Tuesday 27 April 2021 | 19:30 |
Federico Colli | Piano |
After a dazzling Southbank Centre debut in 2014, the Italian pianist presents a recital taking in five of his most beloved composers.
The evening takes in music of delight, devotion and resistance written by rule-breakers.
Nobody knows much about Domenico Scarlatti, but the attention-grabbing brilliance of his weird and wonderful piano sonatas speaks for itself. As on his recent recording of the composer’s works, Colli brings crispness and flair to Scarlatti like few others.
Beethoven’s Moonlight Sonata is the composer’s best known piano sonata, famous for the nocturnal singing of its slow movement but also offering music of all-conquering force.

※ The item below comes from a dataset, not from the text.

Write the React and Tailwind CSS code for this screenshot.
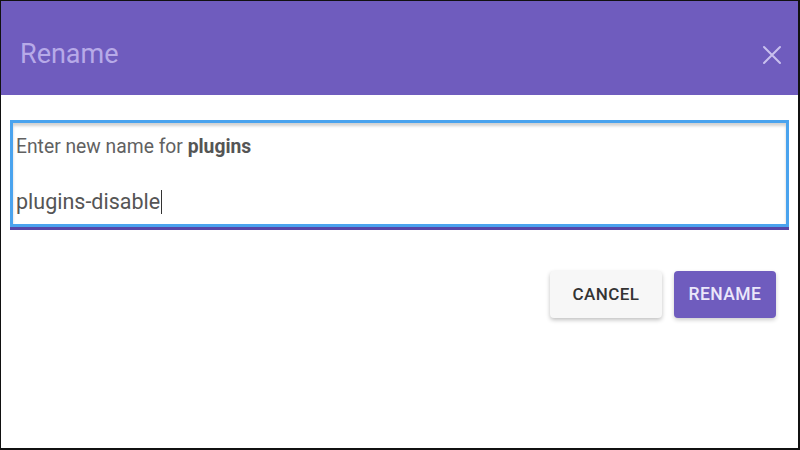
import React, { useState } from 'react';

const CloseIcon = () => (
  <svg width="20" height="20" viewBox="0 0 20 20" fill="none" stroke="#c9c0ee" strokeWidth="2" strokeLinecap="round">
    <path d="M2 2 L18 18 M18 2 L2 18" />
  </svg>
);

const RenameDialog = () => {
  const [name] = useState('plugins-disable');

  return (
    <div className="w-[800px] h-[450px] overflow-hidden bg-white border-l border-t border-r-2 border-b-2 border-[#111] flex flex-col font-['Roboto','Liberation_Sans',sans-serif]">
      {/* header */}
      <div className="h-[94px] shrink-0 bg-[#6f5cbe] flex items-center justify-between pl-[19px] pr-[16px]">
        <h1 className="text-[27px] leading-none text-[#b7aae8] font-normal mt-[12px]">Rename</h1>
        <div className="mt-[14px]"><CloseIcon /></div>
      </div>

      {/* body */}
      <div className="px-[9px] pt-[25px]">
        <div className="h-[107px] border-[3px] border-[#4aa3ee] shadow-[inset_0_3px_3px_rgba(0,0,0,0.18)] relative flex flex-col px-[3px]">
          <p className="text-[19.3px] text-[#616161] mt-[14px] leading-5">
            Enter new name for <span className="font-bold text-[#555]">plugins</span>
          </p>
          <div className="mt-[33px] flex items-center text-[21.5px] leading-6 text-[#555]">
            <span>{name}</span>
            <span className="w-px h-[24px] bg-[#333] ml-px" />
          </div>
          <div className="absolute left-[-3px] right-[-3px] bottom-[-6px] h-[3px] bg-[#5647a8]" />
        </div>

        <div className="flex justify-end gap-[12px] mt-[44px] pr-[13px]">
          <button className="w-[112px] h-[47px] rounded bg-[#f7f7f7] text-[#333] text-[17px] font-medium tracking-wide shadow-[0_2px_4px_rgba(0,0,0,0.25)]">
            CANCEL
          </button>
          <button className="w-[102px] h-[47px] rounded bg-[#6f5cbe] text-[#ebe7fa] text-[17.5px] font-medium tracking-wide shadow-[0_2px_4px_rgba(0,0,0,0.2)]">
            RENAME
          </button>
        </div>
      </div>
    </div>
  );
};

export default function App() {
  return <RenameDialog />;
}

There is intense drama in Mozart’s Fantasia in C minor, a piano work that seems as suited to the opera house as the recital stage, drenched in despair and stalked by fear.

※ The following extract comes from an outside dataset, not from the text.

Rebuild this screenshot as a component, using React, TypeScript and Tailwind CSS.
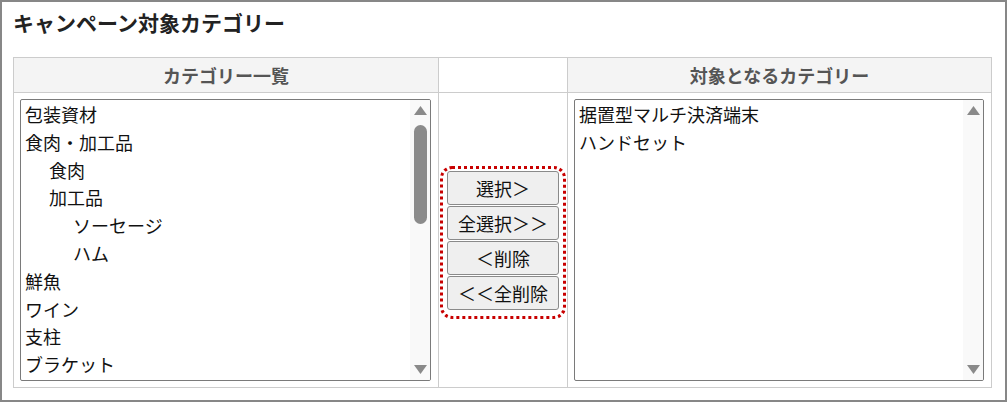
const FONT = '"Noto Sans CJK JP", "Noto Sans", sans-serif';

type Item = { label: string; level: number };

const categories: Item[] = [
  { label: "包装資材", level: 0 },
  { label: "食肉・加工品", level: 0 },
  { label: "食肉", level: 1 },
  { label: "加工品", level: 1 },
  { label: "ソーセージ", level: 2 },
  { label: "ハム", level: 2 },
  { label: "鮮魚", level: 0 },
  { label: "ワイン", level: 0 },
  { label: "支柱", level: 0 },
  { label: "ブラケット", level: 0 },
];

const targets: Item[] = [
  { label: "据置型マルチ決済端末", level: 0 },
  { label: "ハンドセット", level: 0 },
];

const indent = ["pl-[4px]", "pl-[28px]", "pl-[52px]"];

function ArrowUp() {
  return (
    <svg width="13" height="9" viewBox="0 0 13 9" className="block">
      <path d="M6.5 0 L13 9 L0 9 Z" fill="#8a8a8a" />
    </svg>
  );
}

function ArrowDown() {
  return (
    <svg width="13" height="9" viewBox="0 0 13 9" className="block">
      <path d="M0 0 L13 0 L6.5 9 Z" fill="#8a8a8a" />
    </svg>
  );
}

function ListBox({ items, width, thumb }: { items: Item[]; width: string; thumb: boolean }) {
  return (
    <div className={`${width} h-[282px] flex border border-[#7a7a7a] rounded-[2px] bg-white overflow-hidden`}>
      <div className="flex-1 overflow-hidden pt-[1px]">
        {items.map((it) => (
          <div
            key={it.label}
            className={`${indent[it.level]} h-[27.8px] leading-[27.8px] text-[18px] text-[#111] whitespace-nowrap`}
          >
            {it.label}
          </div>
        ))}
      </div>
      <div className="w-[20px] bg-[#f9f9f9] flex flex-col items-center pt-[6px] pb-[6px]">
        <ArrowUp />
        {thumb ? (
          <div className="mt-[10px] w-[13px] h-[99px] rounded-full bg-[#8b8b8b]" />
        ) : null}
        <div className="flex-1" />
        <ArrowDown />
      </div>
    </div>
  );
}

function Btn({ children }: { children: string }) {
  return (
    <button className="w-[112px] h-[34px] bg-[#efefef] border border-[#8a8a8a] rounded-[3px] text-[18px] leading-none text-[#111] flex items-center justify-center">
      {children}
    </button>
  );
}

export default function App() {
  return (
    <div
      className="w-[1007px] h-[402px] border-2 border-[#878787] bg-white pl-[11px] pt-[5px]"
      style={{ fontFamily: FONT }}
    >
      <h1 className="text-[21px] leading-[30px] font-bold text-[#222]">キャンペーン対象カテゴリー</h1>
      <div className="mt-[20px] w-[979px] grid grid-cols-[425px_129px_424px] border-l border-t border-[#cccccc]">
        <div className="h-[35px] bg-[#f4f4f4] border-r border-b border-[#cccccc] flex items-center justify-center text-[18px] font-bold text-[#555]">
          カテゴリー一覧
        </div>
        <div className="h-[35px] bg-white border-r border-b border-[#cccccc]" />
        <div className="h-[35px] bg-[#f4f4f4] border-r border-b border-[#cccccc] flex items-center justify-center text-[18px] font-bold text-[#555]">
          対象となるカテゴリー
        </div>

        <div className="h-[295px] border-r border-b border-[#cccccc] pl-[6px] pt-[6px]">
          <ListBox items={categories} width="w-[411px]" thumb />
        </div>
        <div className="h-[295px] border-r border-b border-[#cccccc] flex flex-col items-center pt-[73px]">
          <div className="w-[126px] border-[3px] border-dotted border-[#c80000] rounded-[12px] flex flex-col items-center gap-[1px] pt-[2px] pb-[6px]">
            <Btn>選択＞</Btn>
            <Btn>全選択＞＞</Btn>
            <Btn>＜削除</Btn>
            <Btn>＜＜全削除</Btn>
          </div>
        </div>
        <div className="h-[295px] border-r border-b border-[#cccccc] pl-[6px] pt-[6px]">
          <ListBox items={targets} width="w-[410px]" thumb={false} />
        </div>
      </div>
    </div>
  );
}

Dmitri Shostakovich felt similar emotions in Soviet Russia, where he lived in constant fear of arrest by authorities who disapproved of his art.
His 24 Preludes and Fugues are terse, enigmatic and intensely personal statements that salute his predecessor Johann Sebastian Bach while enshrining his deeply felt pain.
From the mighty conclusion to Shostakovich’s work, Colli turns to its chief inspiration. Bach’s Chaconne, arranged for piano by Ferruccio Busoni, is a life-affirming journey through multiple examinations of a single melody – music that reaches into the soul.